=== Data segment ===
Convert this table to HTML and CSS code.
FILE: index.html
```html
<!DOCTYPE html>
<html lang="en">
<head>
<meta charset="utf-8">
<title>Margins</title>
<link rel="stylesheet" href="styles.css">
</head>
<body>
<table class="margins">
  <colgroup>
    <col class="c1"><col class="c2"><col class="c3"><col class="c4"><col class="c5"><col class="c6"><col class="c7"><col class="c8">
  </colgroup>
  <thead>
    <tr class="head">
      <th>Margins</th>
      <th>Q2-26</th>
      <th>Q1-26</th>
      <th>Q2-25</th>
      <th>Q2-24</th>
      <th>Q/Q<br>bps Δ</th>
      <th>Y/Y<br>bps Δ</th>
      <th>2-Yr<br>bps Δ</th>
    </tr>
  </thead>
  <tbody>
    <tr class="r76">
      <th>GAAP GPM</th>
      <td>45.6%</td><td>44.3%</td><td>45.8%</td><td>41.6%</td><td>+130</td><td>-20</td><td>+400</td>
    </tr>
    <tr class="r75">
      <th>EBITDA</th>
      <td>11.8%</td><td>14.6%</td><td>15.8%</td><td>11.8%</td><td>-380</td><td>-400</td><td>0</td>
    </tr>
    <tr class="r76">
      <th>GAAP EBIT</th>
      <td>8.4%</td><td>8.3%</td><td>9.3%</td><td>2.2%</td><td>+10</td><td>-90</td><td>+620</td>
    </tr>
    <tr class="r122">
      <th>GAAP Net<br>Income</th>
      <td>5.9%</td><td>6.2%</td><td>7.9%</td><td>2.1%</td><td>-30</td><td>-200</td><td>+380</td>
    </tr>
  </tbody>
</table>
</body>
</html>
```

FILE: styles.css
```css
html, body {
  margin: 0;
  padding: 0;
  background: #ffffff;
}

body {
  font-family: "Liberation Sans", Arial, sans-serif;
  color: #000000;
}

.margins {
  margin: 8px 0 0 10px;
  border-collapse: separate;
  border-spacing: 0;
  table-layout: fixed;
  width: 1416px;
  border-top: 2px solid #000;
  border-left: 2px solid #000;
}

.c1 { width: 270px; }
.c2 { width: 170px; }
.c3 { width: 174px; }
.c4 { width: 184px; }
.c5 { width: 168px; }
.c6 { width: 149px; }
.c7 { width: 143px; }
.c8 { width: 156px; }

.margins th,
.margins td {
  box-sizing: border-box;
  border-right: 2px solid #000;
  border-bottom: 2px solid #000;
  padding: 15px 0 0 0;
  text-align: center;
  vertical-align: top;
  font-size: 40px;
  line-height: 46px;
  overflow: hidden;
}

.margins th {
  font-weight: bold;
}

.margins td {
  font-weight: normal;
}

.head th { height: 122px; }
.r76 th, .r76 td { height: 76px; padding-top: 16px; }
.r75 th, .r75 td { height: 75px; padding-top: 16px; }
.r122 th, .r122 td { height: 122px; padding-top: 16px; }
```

=== Exercise goal ===
Give only the count of lines in the data that include the string "table".

=== Answer ===
4